MATERIAL PROVIDED:
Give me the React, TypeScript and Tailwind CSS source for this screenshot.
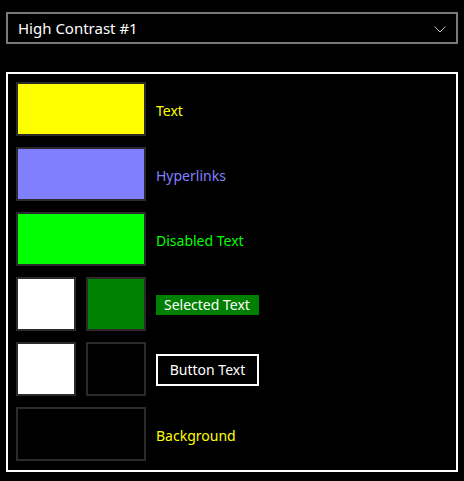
export default function App() {
  const font = { fontFamily: '"Noto Sans", "Open Sans", sans-serif' };

  return (
    <div className="w-[464px] h-[481px] bg-black overflow-hidden" style={font}>
      <div className="pt-3 px-[6px]">
        <div className="h-8 border-2 border-[#7a7a7a] flex items-center justify-between pl-[10px] pr-[8px]">
          <span className="text-[15px] text-white leading-none pt-[1px]">High Contrast #1</span>
          <svg width="14" height="8" viewBox="0 0 14 8" className="mr-[1px] mt-[1px]">
            <path d="M1.5 1.5 L7 7 L12.5 1.5" fill="none" stroke="#bdbdbd" strokeWidth="1" />
          </svg>
        </div>

        <div className="mt-7 h-[400px] border-2 border-white pl-2 pt-2 flex flex-col gap-[11px]">
          <Row>
            <Swatch wide color="bg-[#ffff00]" />
            <Label className="text-[#ffff00]">Text</Label>
          </Row>
          <Row>
            <Swatch wide color="bg-[#8080ff]" />
            <Label className="text-[#8080ff]">Hyperlinks</Label>
          </Row>
          <Row>
            <Swatch wide color="bg-[#00ff00]" />
            <Label className="text-[#00ff00]">Disabled Text</Label>
          </Row>
          <Row>
            <div className="flex gap-[10px]">
              <Swatch color="bg-white" />
              <Swatch color="bg-[#008000]" />
            </div>
            <span className="text-[14px] text-white bg-[#008000] w-[103px] h-5 leading-5 pl-2 mt-[1px]">
              Selected Text
            </span>
          </Row>
          <Row>
            <div className="flex gap-[10px]">
              <Swatch color="bg-white" />
              <Swatch color="bg-black" />
            </div>
            <span className="text-[14px] text-white border-2 border-white w-[103px] h-8 flex items-center justify-center mt-[1px]">
              Button Text
            </span>
          </Row>
          <Row>
            <Swatch wide color="bg-black" />
            <Label className="text-[#ffff00]">Background</Label>
          </Row>
        </div>
      </div>
    </div>
  );
}

function Row({ children }: { children: React.ReactNode }) {
  return <div className="flex items-center gap-[10px] h-[54px]">{children}</div>;
}

function Label({ className, children }: { className: string; children: React.ReactNode }) {
  return <span className={`text-[14px] mt-[2px] ${className}`}>{children}</span>;
}

function Swatch({ color, wide }: { color: string; wide?: boolean }) {
  return (
    <div
      className={`${wide ? "w-[130px]" : "w-[60px]"} h-[54px] border-2 border-[#2b2b2b] ${color}`}
    />
  );
}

JOB: Transcribe the listing in full. Omit the pictures and keep every line exact.

TASK ANSWER:
Give me the React, TypeScript and Tailwind CSS source for this screenshot.
export default function App() {
  const font = { fontFamily: '"Noto Sans", "Open Sans", sans-serif' };

  return (
    <div className="w-[464px] h-[481px] bg-black overflow-hidden" style={font}>
      <div className="pt-3 px-[6px]">
        <div className="h-8 border-2 border-[#7a7a7a] flex items-center justify-between pl-[10px] pr-[8px]">
          <span className="text-[15px] text-white leading-none pt-[1px]">High Contrast #1</span>
          <svg width="14" height="8" viewBox="0 0 14 8" className="mr-[1px] mt-[1px]">
            <path d="M1.5 1.5 L7 7 L12.5 1.5" fill="none" stroke="#bdbdbd" strokeWidth="1" />
          </svg>
        </div>

        <div className="mt-7 h-[400px] border-2 border-white pl-2 pt-2 flex flex-col gap-[11px]">
          <Row>
            <Swatch wide color="bg-[#ffff00]" />
            <Label className="text-[#ffff00]">Text</Label>
          </Row>
          <Row>
            <Swatch wide color="bg-[#8080ff]" />
            <Label className="text-[#8080ff]">Hyperlinks</Label>
          </Row>
          <Row>
            <Swatch wide color="bg-[#00ff00]" />
            <Label className="text-[#00ff00]">Disabled Text</Label>
          </Row>
          <Row>
            <div className="flex gap-[10px]">
              <Swatch color="bg-white" />
              <Swatch color="bg-[#008000]" />
            </div>
            <span className="text-[14px] text-white bg-[#008000] w-[103px] h-5 leading-5 pl-2 mt-[1px]">
              Selected Text
            </span>
          </Row>
          <Row>
            <div className="flex gap-[10px]">
              <Swatch color="bg-white" />
              <Swatch color="bg-black" />
            </div>
            <span className="text-[14px] text-white border-2 border-white w-[103px] h-8 flex items-center justify-center mt-[1px]">
              Button Text
            </span>
          </Row>
          <Row>
            <Swatch wide color="bg-black" />
            <Label className="text-[#ffff00]">Background</Label>
          </Row>
        </div>
      </div>
    </div>
  );
}

function Row({ children }: { children: React.ReactNode }) {
  return <div className="flex items-center gap-[10px] h-[54px]">{children}</div>;
}

function Label({ className, children }: { className: string; children: React.ReactNode }) {
  return <span className={`text-[14px] mt-[2px] ${className}`}>{children}</span>;
}

function Swatch({ color, wide }: { color: string; wide?: boolean }) {
  return (
    <div
      className={`${wide ? "w-[130px]" : "w-[60px]"} h-[54px] border-2 border-[#2b2b2b] ${color}`}
    />
  );
}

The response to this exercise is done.